STATED GOAL: Output the full listing below exactly as it reads, and skip anything that is a picture.

☆ ☆ ☆ ☆

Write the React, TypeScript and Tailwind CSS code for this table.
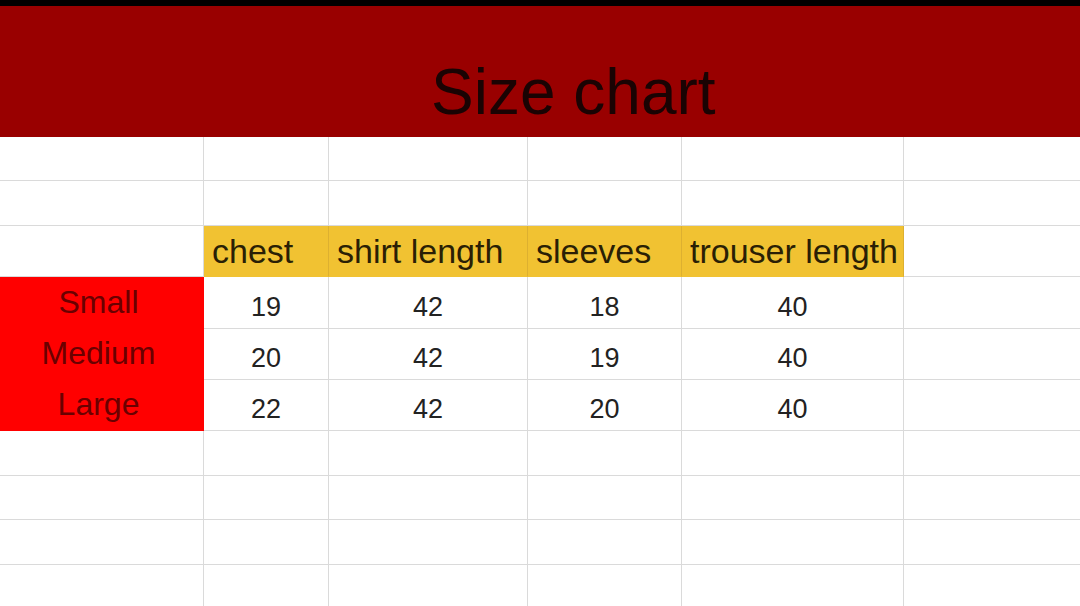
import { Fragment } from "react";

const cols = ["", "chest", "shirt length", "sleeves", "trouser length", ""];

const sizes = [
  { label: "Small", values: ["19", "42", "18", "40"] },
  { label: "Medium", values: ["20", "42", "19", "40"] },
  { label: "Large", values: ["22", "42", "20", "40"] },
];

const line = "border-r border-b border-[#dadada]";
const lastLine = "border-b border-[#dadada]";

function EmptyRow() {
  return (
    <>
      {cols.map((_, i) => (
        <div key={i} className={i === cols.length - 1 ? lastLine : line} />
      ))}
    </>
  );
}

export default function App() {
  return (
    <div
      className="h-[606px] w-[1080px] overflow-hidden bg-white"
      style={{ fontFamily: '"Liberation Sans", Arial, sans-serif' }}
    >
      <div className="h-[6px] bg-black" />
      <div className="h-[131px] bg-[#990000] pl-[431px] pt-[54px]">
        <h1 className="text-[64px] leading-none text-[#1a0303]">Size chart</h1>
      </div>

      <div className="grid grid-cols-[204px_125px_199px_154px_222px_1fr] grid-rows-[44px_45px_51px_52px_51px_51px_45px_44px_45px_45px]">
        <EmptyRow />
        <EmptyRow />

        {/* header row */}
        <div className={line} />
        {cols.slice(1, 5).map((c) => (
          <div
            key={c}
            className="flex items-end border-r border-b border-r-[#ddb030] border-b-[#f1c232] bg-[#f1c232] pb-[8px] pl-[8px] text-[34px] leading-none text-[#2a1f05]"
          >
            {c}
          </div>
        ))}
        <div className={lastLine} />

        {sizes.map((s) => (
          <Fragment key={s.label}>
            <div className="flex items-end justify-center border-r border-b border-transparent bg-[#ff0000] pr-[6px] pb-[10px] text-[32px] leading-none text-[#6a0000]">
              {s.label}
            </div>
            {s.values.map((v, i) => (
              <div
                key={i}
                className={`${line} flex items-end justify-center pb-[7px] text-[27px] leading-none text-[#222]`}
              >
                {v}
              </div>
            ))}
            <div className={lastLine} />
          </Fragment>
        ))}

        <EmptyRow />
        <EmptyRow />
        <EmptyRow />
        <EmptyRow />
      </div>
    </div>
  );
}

☆ ☆ ☆ ☆

RESULT:
Write the React, TypeScript and Tailwind CSS code for this table.
import { Fragment } from "react";

const cols = ["", "chest", "shirt length", "sleeves", "trouser length", ""];

const sizes = [
  { label: "Small", values: ["19", "42", "18", "40"] },
  { label: "Medium", values: ["20", "42", "19", "40"] },
  { label: "Large", values: ["22", "42", "20", "40"] },
];

const line = "border-r border-b border-[#dadada]";
const lastLine = "border-b border-[#dadada]";

function EmptyRow() {
  return (
    <>
      {cols.map((_, i) => (
        <div key={i} className={i === cols.length - 1 ? lastLine : line} />
      ))}
    </>
  );
}

export default function App() {
  return (
    <div
      className="h-[606px] w-[1080px] overflow-hidden bg-white"
      style={{ fontFamily: '"Liberation Sans", Arial, sans-serif' }}
    >
      <div className="h-[6px] bg-black" />
      <div className="h-[131px] bg-[#990000] pl-[431px] pt-[54px]">
        <h1 className="text-[64px] leading-none text-[#1a0303]">Size chart</h1>
      </div>

      <div className="grid grid-cols-[204px_125px_199px_154px_222px_1fr] grid-rows-[44px_45px_51px_52px_51px_51px_45px_44px_45px_45px]">
        <EmptyRow />
        <EmptyRow />

        {/* header row */}
        <div className={line} />
        {cols.slice(1, 5).map((c) => (
          <div
            key={c}
            className="flex items-end border-r border-b border-r-[#ddb030] border-b-[#f1c232] bg-[#f1c232] pb-[8px] pl-[8px] text-[34px] leading-none text-[#2a1f05]"
          >
            {c}
          </div>
        ))}
        <div className={lastLine} />

        {sizes.map((s) => (
          <Fragment key={s.label}>
            <div className="flex items-end justify-center border-r border-b border-transparent bg-[#ff0000] pr-[6px] pb-[10px] text-[32px] leading-none text-[#6a0000]">
              {s.label}
            </div>
            {s.values.map((v, i) => (
              <div
                key={i}
                className={`${line} flex items-end justify-center pb-[7px] text-[27px] leading-none text-[#222]`}
              >
                {v}
              </div>
            ))}
            <div className={lastLine} />
          </Fragment>
        ))}

        <EmptyRow />
        <EmptyRow />
        <EmptyRow />
        <EmptyRow />
      </div>
    </div>
  );
}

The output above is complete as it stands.